What you should do »
Show only lines that include "with".

▼▼▼

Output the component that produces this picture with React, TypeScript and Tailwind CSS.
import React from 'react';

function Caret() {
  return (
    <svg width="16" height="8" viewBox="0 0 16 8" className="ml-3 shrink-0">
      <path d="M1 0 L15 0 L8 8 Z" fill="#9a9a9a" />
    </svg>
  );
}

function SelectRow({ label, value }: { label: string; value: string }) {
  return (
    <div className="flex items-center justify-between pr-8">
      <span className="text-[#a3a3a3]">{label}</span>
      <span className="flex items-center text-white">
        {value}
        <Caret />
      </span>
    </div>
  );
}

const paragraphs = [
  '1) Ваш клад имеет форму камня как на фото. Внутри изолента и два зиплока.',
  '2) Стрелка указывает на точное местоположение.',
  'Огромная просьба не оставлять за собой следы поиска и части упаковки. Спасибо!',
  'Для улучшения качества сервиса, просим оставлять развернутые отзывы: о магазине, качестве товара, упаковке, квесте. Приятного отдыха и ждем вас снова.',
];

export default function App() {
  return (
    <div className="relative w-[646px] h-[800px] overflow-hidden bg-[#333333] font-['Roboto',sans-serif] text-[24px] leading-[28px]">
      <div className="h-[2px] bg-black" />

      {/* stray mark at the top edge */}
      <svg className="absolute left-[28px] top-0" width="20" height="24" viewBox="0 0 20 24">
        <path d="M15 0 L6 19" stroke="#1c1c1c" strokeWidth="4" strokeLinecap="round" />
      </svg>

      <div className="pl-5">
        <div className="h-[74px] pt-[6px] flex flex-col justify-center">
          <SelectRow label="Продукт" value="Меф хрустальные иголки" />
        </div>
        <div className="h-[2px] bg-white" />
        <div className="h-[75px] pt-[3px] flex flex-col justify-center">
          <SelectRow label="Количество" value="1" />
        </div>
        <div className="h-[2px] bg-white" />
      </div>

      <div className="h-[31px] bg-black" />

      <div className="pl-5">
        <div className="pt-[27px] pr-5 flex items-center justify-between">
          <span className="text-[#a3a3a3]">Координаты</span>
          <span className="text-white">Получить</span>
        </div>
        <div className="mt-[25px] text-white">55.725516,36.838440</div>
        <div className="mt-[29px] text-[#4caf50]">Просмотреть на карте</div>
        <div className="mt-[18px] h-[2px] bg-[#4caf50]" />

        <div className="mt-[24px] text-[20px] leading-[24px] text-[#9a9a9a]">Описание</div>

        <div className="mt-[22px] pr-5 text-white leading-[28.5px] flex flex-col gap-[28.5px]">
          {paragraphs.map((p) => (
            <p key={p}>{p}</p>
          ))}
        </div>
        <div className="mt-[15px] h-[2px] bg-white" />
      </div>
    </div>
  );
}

▲▲▲
▼▼▼

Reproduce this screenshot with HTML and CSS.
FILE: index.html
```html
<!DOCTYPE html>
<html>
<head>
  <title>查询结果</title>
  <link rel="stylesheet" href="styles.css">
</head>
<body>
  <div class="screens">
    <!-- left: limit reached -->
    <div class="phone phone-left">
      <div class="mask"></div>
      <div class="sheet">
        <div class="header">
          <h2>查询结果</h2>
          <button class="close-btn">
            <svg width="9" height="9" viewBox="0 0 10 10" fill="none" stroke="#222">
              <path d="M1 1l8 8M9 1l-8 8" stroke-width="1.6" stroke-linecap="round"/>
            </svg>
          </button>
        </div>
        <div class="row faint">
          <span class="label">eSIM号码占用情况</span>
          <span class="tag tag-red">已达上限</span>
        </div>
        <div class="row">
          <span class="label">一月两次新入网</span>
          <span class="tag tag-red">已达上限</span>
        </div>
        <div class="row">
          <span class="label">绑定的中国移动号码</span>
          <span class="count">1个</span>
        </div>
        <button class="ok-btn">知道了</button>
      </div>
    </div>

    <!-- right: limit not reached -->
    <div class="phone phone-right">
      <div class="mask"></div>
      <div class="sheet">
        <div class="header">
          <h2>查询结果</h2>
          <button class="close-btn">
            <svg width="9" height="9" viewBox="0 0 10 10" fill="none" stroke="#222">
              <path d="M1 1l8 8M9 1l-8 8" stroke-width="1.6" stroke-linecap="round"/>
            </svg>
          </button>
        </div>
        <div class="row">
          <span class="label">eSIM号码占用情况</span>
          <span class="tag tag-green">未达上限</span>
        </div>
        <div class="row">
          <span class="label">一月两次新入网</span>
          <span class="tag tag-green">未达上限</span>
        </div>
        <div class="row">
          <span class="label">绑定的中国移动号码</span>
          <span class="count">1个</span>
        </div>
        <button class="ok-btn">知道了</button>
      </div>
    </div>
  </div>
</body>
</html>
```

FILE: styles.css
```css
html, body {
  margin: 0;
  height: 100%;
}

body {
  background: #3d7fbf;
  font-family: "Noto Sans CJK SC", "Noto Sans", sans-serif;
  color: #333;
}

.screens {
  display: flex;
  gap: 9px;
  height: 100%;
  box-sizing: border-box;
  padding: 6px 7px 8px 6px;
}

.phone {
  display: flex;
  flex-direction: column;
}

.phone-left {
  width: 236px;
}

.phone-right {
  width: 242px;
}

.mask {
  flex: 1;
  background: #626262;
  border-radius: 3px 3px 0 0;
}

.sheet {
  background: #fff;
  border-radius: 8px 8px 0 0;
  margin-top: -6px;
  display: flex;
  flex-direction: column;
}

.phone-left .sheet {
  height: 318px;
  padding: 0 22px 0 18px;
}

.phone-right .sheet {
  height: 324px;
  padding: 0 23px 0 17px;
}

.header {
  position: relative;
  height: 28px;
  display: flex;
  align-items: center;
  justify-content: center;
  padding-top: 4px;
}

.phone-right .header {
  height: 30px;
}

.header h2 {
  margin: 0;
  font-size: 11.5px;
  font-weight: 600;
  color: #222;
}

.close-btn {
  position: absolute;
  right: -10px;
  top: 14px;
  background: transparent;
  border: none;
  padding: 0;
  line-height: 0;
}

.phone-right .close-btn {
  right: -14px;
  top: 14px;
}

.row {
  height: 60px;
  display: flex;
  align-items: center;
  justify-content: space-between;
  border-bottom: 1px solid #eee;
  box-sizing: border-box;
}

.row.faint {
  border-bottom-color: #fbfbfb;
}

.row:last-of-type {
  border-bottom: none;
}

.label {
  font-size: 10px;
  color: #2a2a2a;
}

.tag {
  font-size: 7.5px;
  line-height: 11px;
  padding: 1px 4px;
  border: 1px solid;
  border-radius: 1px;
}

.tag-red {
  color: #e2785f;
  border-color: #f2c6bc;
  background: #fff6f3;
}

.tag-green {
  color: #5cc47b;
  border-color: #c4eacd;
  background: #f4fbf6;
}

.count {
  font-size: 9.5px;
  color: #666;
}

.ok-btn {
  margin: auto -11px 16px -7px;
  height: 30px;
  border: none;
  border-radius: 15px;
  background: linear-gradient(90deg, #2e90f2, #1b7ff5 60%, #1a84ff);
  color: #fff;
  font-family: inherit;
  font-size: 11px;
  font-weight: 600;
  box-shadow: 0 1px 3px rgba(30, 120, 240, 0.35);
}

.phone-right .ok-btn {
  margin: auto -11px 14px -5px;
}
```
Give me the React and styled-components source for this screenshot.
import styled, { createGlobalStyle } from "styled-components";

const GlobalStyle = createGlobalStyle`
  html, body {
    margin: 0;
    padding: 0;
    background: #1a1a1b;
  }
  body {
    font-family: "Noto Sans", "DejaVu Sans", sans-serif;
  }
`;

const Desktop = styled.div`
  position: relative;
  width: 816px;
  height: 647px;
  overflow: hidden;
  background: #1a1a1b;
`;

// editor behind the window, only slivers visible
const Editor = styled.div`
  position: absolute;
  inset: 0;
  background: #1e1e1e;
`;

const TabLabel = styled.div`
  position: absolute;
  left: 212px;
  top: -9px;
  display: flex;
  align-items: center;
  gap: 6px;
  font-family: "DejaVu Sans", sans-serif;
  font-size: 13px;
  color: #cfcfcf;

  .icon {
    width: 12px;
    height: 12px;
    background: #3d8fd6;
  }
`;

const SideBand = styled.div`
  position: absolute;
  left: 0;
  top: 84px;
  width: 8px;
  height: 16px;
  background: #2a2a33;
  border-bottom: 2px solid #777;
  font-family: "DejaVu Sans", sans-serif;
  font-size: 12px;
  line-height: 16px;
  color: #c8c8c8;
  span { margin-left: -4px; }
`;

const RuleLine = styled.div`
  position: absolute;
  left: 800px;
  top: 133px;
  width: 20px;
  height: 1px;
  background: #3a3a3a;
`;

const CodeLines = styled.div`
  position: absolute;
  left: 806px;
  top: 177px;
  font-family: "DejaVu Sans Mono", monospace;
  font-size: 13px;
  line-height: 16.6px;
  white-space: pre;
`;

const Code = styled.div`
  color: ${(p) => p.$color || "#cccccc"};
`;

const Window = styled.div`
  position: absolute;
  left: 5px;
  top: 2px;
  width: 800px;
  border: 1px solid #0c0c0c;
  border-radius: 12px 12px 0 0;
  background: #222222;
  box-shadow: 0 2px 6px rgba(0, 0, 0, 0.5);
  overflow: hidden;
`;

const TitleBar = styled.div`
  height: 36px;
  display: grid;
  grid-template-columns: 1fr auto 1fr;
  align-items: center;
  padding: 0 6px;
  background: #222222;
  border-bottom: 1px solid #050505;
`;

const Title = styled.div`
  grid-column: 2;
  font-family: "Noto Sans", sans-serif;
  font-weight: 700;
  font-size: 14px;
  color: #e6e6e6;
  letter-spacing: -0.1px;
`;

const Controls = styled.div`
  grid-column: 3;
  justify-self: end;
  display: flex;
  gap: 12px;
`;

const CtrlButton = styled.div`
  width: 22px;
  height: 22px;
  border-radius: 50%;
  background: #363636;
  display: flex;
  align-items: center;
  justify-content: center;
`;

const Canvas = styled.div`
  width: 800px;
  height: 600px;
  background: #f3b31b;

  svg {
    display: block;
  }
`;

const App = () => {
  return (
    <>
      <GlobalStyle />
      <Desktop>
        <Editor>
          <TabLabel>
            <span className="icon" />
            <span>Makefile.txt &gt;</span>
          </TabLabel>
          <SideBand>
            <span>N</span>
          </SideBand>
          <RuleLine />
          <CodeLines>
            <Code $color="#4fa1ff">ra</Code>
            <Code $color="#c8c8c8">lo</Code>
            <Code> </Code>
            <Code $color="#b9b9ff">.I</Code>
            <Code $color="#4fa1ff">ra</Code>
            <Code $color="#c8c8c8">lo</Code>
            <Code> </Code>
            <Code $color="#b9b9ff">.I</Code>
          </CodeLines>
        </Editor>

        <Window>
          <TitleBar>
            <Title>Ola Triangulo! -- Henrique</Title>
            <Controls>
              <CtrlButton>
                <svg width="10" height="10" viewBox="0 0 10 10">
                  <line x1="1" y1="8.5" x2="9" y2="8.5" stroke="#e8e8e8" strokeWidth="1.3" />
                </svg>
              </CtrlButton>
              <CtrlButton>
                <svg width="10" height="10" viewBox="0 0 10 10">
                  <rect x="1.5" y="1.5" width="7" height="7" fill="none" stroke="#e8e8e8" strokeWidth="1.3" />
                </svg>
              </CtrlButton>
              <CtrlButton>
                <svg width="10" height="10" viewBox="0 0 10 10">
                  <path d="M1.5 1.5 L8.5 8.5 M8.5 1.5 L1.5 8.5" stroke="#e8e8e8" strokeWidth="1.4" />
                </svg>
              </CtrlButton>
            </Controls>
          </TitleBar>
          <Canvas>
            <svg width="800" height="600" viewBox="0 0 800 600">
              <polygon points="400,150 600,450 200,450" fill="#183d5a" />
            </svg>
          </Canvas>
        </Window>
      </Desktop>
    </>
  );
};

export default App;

▲▲▲
▼▼▼

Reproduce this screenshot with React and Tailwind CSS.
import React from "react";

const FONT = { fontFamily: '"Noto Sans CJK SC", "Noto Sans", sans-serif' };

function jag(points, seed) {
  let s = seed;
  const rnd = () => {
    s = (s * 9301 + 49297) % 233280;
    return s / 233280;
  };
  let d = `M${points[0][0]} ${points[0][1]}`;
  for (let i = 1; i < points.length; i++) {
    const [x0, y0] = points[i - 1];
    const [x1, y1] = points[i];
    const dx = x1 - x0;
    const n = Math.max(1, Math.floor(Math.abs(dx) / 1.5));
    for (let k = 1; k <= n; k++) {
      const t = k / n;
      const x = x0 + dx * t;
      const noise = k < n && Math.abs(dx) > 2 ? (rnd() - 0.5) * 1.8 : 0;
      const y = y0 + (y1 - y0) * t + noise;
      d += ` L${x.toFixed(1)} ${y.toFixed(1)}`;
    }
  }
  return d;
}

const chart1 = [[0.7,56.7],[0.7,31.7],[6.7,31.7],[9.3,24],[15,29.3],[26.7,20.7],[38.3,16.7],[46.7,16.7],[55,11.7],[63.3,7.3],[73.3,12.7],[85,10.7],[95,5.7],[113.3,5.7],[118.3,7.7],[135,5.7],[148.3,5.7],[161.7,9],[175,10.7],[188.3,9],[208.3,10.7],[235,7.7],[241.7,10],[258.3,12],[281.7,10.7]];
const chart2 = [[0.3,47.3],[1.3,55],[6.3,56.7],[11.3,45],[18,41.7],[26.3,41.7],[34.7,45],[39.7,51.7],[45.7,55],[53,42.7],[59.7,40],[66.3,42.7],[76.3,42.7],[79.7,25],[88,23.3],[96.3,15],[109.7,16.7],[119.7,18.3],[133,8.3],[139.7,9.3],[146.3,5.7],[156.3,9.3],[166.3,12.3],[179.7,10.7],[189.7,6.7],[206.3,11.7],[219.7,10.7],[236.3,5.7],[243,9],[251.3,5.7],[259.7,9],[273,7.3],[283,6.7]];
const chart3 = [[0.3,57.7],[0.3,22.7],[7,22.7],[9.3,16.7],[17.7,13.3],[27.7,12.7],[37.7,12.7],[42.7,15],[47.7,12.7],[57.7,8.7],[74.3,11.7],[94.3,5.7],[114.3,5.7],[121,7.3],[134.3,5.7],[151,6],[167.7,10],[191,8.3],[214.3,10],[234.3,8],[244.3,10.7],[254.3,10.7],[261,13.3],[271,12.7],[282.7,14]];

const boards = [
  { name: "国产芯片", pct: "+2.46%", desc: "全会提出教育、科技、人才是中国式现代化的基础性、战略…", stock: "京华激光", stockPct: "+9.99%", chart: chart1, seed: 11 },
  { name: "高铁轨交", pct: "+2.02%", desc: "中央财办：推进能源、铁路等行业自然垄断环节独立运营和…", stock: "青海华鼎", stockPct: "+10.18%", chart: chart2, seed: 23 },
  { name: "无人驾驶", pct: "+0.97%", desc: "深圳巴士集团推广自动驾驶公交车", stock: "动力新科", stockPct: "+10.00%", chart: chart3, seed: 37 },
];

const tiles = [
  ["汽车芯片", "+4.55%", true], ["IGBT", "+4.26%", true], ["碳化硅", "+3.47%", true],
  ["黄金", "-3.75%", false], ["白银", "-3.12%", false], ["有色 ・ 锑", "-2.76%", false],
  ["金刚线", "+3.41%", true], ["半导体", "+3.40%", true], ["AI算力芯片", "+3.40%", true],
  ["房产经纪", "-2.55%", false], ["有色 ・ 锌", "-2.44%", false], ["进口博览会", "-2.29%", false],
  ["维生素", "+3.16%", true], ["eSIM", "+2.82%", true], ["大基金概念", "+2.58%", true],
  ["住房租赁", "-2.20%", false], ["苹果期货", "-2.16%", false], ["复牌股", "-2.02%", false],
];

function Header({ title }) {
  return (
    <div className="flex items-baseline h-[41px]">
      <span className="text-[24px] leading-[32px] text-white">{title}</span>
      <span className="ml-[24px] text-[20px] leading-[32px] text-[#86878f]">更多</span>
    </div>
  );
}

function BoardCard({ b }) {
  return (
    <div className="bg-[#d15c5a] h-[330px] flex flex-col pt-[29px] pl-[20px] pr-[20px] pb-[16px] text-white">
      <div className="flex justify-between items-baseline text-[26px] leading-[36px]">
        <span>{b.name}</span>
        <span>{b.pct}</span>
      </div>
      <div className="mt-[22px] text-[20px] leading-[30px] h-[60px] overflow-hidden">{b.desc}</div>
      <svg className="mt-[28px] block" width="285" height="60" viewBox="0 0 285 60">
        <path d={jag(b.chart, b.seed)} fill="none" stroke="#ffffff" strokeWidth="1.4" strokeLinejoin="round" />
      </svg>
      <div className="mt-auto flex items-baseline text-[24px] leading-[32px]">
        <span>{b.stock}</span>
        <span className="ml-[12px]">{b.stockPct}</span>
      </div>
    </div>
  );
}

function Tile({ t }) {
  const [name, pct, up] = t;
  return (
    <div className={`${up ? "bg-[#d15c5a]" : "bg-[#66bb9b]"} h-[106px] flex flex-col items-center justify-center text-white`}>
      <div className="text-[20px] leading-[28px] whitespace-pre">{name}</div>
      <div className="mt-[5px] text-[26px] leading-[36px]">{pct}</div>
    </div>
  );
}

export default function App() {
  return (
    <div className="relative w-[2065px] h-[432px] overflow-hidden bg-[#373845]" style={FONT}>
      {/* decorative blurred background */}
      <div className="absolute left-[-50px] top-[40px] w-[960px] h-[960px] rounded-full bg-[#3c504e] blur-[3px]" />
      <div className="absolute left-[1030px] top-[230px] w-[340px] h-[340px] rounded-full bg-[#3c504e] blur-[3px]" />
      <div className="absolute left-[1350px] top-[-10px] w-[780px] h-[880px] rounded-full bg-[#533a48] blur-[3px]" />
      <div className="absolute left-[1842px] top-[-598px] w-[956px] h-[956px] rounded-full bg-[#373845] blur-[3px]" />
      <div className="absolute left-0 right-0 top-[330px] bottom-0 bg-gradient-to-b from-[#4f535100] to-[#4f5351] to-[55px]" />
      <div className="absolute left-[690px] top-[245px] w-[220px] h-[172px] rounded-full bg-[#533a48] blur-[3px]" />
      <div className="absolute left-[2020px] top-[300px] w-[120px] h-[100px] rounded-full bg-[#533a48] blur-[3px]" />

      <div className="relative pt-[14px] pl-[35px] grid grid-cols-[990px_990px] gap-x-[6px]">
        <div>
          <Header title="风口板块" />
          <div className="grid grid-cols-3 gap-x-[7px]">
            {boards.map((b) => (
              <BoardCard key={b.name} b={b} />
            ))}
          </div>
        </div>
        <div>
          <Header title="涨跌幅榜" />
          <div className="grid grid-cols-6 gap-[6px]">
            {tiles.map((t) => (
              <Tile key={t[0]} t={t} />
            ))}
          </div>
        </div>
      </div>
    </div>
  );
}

▲▲▲

Response below »
Output the component that produces this picture with React, TypeScript and Tailwind CSS.
Reproduce this screenshot with HTML and CSS.
Reproduce this screenshot with React and Tailwind CSS.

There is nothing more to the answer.